Lincoln's café scene is concentrated on the High Street and the streets just off it, with one particularly notable historic café on the ancient bridge.
Stokes High Bridge Café on the High Street is the most distinctive in the city: a timber-framed medieval building spanning the River Witham, serving British classics alongside Stokes' own house-blend tea and coffee. Madame Waffle a few doors away is the other independent standout, rated 4.7 for its Belgian-style waffles, light meals and hot drinks. 200 Degrees Coffee on Sincil Street is the specialty-roaster option, with a strong coffee programme and a barista school on site. For something sweet, Kaspa's Lincoln on Clasketgate is a popular dessert parlour with waffles, crepes and shakes. Jenny's Cafe on Saltergate is the tucked-away neighbourhood option close to the Cathedral Quarter.

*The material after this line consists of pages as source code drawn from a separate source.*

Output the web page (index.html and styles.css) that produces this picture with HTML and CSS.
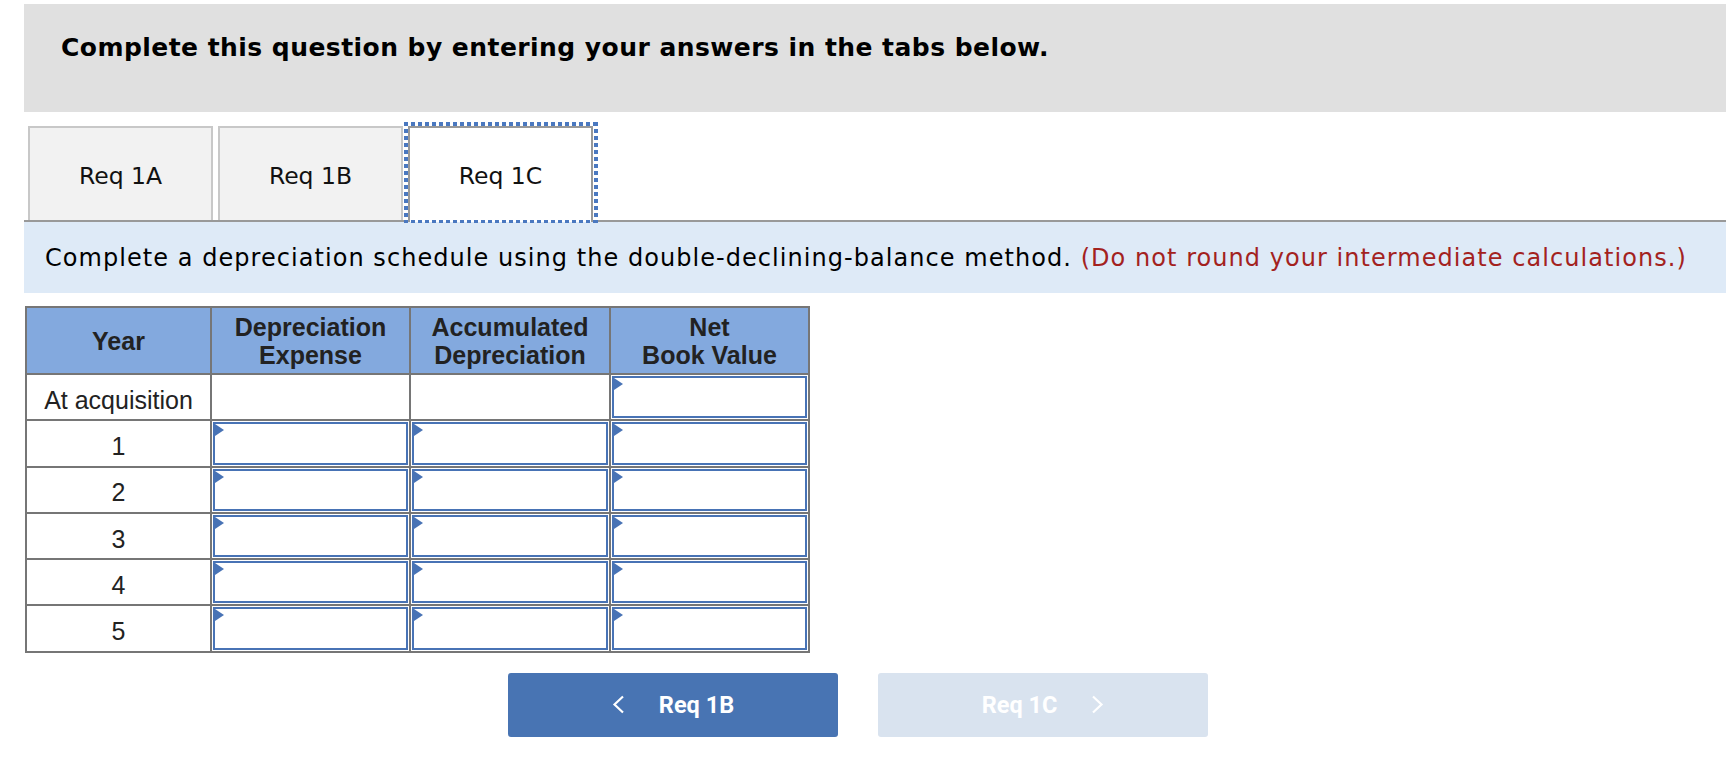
FILE: index.html
```html
<!DOCTYPE html>
<html lang="en">
<head>
<meta charset="utf-8">
<title>Depreciation schedule</title>
<link rel="stylesheet" href="styles.css">
</head>
<body>
<div class="page">
  <div class="banner">
    <h1 class="banner-title">Complete this question by entering your answers in the tabs below.</h1>
  </div>

  <div class="tabs">
    <div class="tab">Req 1A</div>
    <div class="tab">Req 1B</div>
    <div class="tab tab-active">Req 1C</div>
  </div>

  <div class="prompt">Complete a depreciation schedule using the double-declining-balance method. <span class="note">(Do not round your intermediate calculations.)</span></div>

  <table class="schedule">
    <colgroup>
      <col class="col-year">
      <col class="col-exp">
      <col class="col-acc">
      <col class="col-nbv">
    </colgroup>
    <thead>
      <tr>
        <th>Year</th>
        <th>Depreciation<br>Expense</th>
        <th>Accumulated<br>Depreciation</th>
        <th>Net<br>Book Value</th>
      </tr>
    </thead>
    <tbody>
      <tr>
        <td class="year">At acquisition</td>
        <td class="blank"></td>
        <td class="blank"></td>
        <td class="entry"><div class="field"></div></td>
      </tr>
      <tr>
        <td class="year">1</td>
        <td class="entry"><div class="field"></div></td>
        <td class="entry"><div class="field"></div></td>
        <td class="entry"><div class="field"></div></td>
      </tr>
      <tr>
        <td class="year">2</td>
        <td class="entry"><div class="field"></div></td>
        <td class="entry"><div class="field"></div></td>
        <td class="entry"><div class="field"></div></td>
      </tr>
      <tr>
        <td class="year">3</td>
        <td class="entry"><div class="field"></div></td>
        <td class="entry"><div class="field"></div></td>
        <td class="entry"><div class="field"></div></td>
      </tr>
      <tr>
        <td class="year">4</td>
        <td class="entry"><div class="field"></div></td>
        <td class="entry"><div class="field"></div></td>
        <td class="entry"><div class="field"></div></td>
      </tr>
      <tr>
        <td class="year">5</td>
        <td class="entry"><div class="field"></div></td>
        <td class="entry"><div class="field"></div></td>
        <td class="entry"><div class="field"></div></td>
      </tr>
    </tbody>
  </table>

  <div class="nav">
    <button class="nav-btn nav-prev" type="button">
      <svg class="chev" width="13" height="19" viewBox="0 0 13 19"><polyline points="11,1.5 2.5,9.5 11,17.5" fill="none" stroke="#fff" stroke-width="2.2"/></svg>
      <span>Req 1B</span>
    </button>
    <button class="nav-btn nav-next" type="button">
      <span>Req 1C</span>
      <svg class="chev" width="13" height="19" viewBox="0 0 13 19"><polyline points="2,1.5 10.5,9.5 2,17.5" fill="none" stroke="#fff" stroke-width="2.2"/></svg>
    </button>
  </div>
</div>
</body>
</html>
```

FILE: styles.css
```css
html, body {
  margin: 0;
  padding: 0;
  background: #ffffff;
}

.page {
  padding: 4px 6px 0 24px;
}

.banner {
  background: #e0e0e0;
  height: 108px;
  box-sizing: border-box;
  padding: 29px 0 0 37px;
}

.banner-title {
  margin: 0;
  font-family: "DejaVu Sans", Verdana, sans-serif;
  font-weight: bold;
  font-size: 25px;
  line-height: 30px;
  letter-spacing: 0.45px;
  color: #000;
}

.tabs {
  display: flex;
  align-items: flex-end;
  gap: 5px;
  margin-top: 14px;
  padding-left: 4px;
  border-bottom: 2px solid #999999;
}

.tab {
  width: 185px;
  height: 94px;
  box-sizing: border-box;
  border: 2px solid #c8c8c8;
  border-bottom: none;
  background: #f2f2f2;
  display: flex;
  align-items: center;
  justify-content: center;
  padding-top: 3px;
  font-family: "DejaVu Sans", Verdana, sans-serif;
  font-size: 23.5px;
  color: #111;
}

.tab-active {
  position: relative;
  height: 96px;
  margin-bottom: -2px;
  padding-bottom: 2px;
  background: #ffffff;
  border-color: #999999;
}

.tab-active::after {
  content: "";
  position: absolute;
  top: -6px;
  left: -6px;
  right: -7px;
  bottom: -1px;
  pointer-events: none;
  background:
    repeating-linear-gradient(90deg, #4a78c0 0 4px, transparent 4px 7px) left top / 100% 4px no-repeat,
    repeating-linear-gradient(90deg, #4a78c0 0 4px, transparent 4px 7px) left bottom / 100% 3px no-repeat,
    repeating-linear-gradient(180deg, #4a78c0 0 4px, transparent 4px 7px) left top / 4px 100% no-repeat,
    repeating-linear-gradient(180deg, #4a78c0 0 4px, transparent 4px 7px) right top / 4px 100% no-repeat;
}

.prompt {
  background: #deeaf7;
  height: 71px;
  box-sizing: border-box;
  padding: 21px 0 0 21px;
  font-family: "DejaVu Sans", Verdana, sans-serif;
  font-size: 24px;
  line-height: 30px;
  letter-spacing: 1.05px;
  color: #000;
  white-space: nowrap;
}

.note {
  color: #a3221e;
}

.schedule {
  margin-top: 13px;
  margin-left: 1px;
  border-collapse: collapse;
  table-layout: fixed;
  width: 785px;
  font-family: "Liberation Sans", Arial, sans-serif;
  font-size: 25px;
  color: #222;
}

.col-year { width: 185px; }
.col-exp { width: 199px; }
.col-acc { width: 200px; }
.col-nbv { width: 199px; }

.schedule th,
.schedule td {
  border: 2px solid #767676;
  padding: 0;
  text-align: center;
  vertical-align: middle;
}

.schedule th {
  background: #83a9de;
  font-weight: bold;
  line-height: 28px;
  height: 65px;
}

.schedule td {
  background: #ffffff;
}

.schedule td.year {
  padding-top: 6px;
}

.schedule td.entry {
  padding: 1px;
}

.field {
  position: relative;
  height: 42.3px;
  box-sizing: border-box;
  border: 2px solid #4873b5;
  background: #ffffff;
}

.field::before {
  content: "";
  position: absolute;
  left: 0;
  top: 0;
  width: 0;
  height: 0;
  border-left: 9px solid #4873b5;
  border-top: 6px solid transparent;
  border-bottom: 6px solid transparent;
}

.nav {
  display: flex;
  gap: 40px;
  margin-top: 20px;
  padding-left: 484px;
}

.nav-btn {
  width: 330px;
  height: 64px;
  border: none;
  border-radius: 3px;
  display: flex;
  align-items: center;
  justify-content: center;
  gap: 34px;
  padding: 0;
  font-family: Roboto, "Liberation Sans", sans-serif;
  font-weight: bold;
  font-size: 23.5px;
  color: #ffffff;
}

.nav-prev {
  background: #4874b3;
}

.nav-next {
  background: #d9e3ef;
}

.chev {
  display: block;
}
```
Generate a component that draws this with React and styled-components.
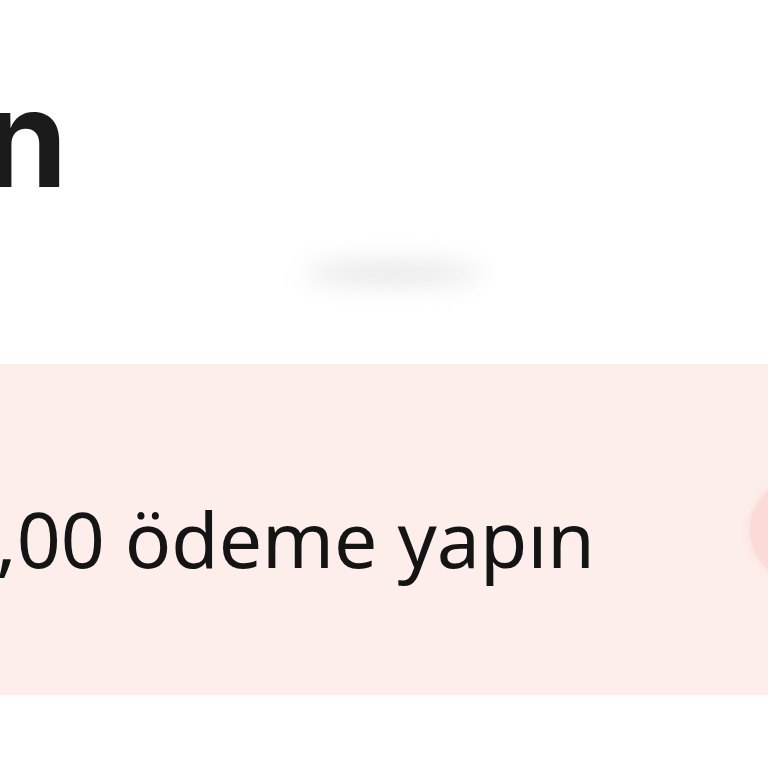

Lincoln is well connected by train and straightforward to reach by car, though the city centre can become congested during busy event weekends.
By train, Lincoln station is at the meeting point of four railway lines, with direct services to London King's Cross, Leicester, Nottingham, Sheffield, Doncaster, Grimsby Town and Peterborough. Hykeham station in the southwestern suburbs provides additional local services towards Newark. The station sits at the bottom of the hill, a short walk from Brayford Wharf; the Cathedral Quarter is a steeper climb of around fifteen minutes on foot.
By car, the city sits at the junction of the A57, A46, A15 and A158. A series of bypasses has been built to reduce through traffic: the A46 bypass to the northwest, and the A15 Eastern bypass completed in 2020. A southern bypass (the North Hykeham relief road) is in development. The nearest airports are Humberside Airport (29 miles north, with flights mainly to hub airports) and East Midlands Airport (43 miles south, with a broader range of European services).